* [What to do]: Take the material and output all of it exactly.

* [Dataset extract]:

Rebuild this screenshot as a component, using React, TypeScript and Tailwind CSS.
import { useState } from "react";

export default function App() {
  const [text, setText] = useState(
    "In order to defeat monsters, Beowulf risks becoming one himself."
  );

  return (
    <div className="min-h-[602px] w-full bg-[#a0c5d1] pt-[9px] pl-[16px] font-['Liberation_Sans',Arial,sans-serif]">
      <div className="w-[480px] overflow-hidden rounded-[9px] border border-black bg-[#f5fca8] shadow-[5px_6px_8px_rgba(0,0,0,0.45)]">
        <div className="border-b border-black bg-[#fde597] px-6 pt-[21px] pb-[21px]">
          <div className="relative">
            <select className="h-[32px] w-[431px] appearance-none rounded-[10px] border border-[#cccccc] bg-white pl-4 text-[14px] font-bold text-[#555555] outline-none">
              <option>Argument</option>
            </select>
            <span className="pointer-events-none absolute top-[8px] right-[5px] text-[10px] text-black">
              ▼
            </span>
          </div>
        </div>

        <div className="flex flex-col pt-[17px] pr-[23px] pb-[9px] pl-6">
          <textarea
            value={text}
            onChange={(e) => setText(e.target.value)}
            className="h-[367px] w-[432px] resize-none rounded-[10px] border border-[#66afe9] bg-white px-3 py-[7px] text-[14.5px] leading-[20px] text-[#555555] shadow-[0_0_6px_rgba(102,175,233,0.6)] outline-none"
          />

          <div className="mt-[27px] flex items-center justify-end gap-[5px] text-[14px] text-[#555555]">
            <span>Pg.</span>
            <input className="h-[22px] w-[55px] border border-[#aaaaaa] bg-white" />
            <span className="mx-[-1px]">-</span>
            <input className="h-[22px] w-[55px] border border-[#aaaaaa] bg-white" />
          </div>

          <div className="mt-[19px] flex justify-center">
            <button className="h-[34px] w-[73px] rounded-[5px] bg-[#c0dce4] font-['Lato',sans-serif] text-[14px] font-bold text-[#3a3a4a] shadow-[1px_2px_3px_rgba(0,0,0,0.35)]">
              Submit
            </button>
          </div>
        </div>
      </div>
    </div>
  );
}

* [Final result]:
Rebuild this screenshot as a component, using React, TypeScript and Tailwind CSS.
import { useState } from "react";

export default function App() {
  const [text, setText] = useState(
    "In order to defeat monsters, Beowulf risks becoming one himself."
  );

  return (
    <div className="min-h-[602px] w-full bg-[#a0c5d1] pt-[9px] pl-[16px] font-['Liberation_Sans',Arial,sans-serif]">
      <div className="w-[480px] overflow-hidden rounded-[9px] border border-black bg-[#f5fca8] shadow-[5px_6px_8px_rgba(0,0,0,0.45)]">
        <div className="border-b border-black bg-[#fde597] px-6 pt-[21px] pb-[21px]">
          <div className="relative">
            <select className="h-[32px] w-[431px] appearance-none rounded-[10px] border border-[#cccccc] bg-white pl-4 text-[14px] font-bold text-[#555555] outline-none">
              <option>Argument</option>
            </select>
            <span className="pointer-events-none absolute top-[8px] right-[5px] text-[10px] text-black">
              ▼
            </span>
          </div>
        </div>

        <div className="flex flex-col pt-[17px] pr-[23px] pb-[9px] pl-6">
          <textarea
            value={text}
            onChange={(e) => setText(e.target.value)}
            className="h-[367px] w-[432px] resize-none rounded-[10px] border border-[#66afe9] bg-white px-3 py-[7px] text-[14.5px] leading-[20px] text-[#555555] shadow-[0_0_6px_rgba(102,175,233,0.6)] outline-none"
          />

          <div className="mt-[27px] flex items-center justify-end gap-[5px] text-[14px] text-[#555555]">
            <span>Pg.</span>
            <input className="h-[22px] w-[55px] border border-[#aaaaaa] bg-white" />
            <span className="mx-[-1px]">-</span>
            <input className="h-[22px] w-[55px] border border-[#aaaaaa] bg-white" />
          </div>

          <div className="mt-[19px] flex justify-center">
            <button className="h-[34px] w-[73px] rounded-[5px] bg-[#c0dce4] font-['Lato',sans-serif] text-[14px] font-bold text-[#3a3a4a] shadow-[1px_2px_3px_rgba(0,0,0,0.35)]">
              Submit
            </button>
          </div>
        </div>
      </div>
    </div>
  );
}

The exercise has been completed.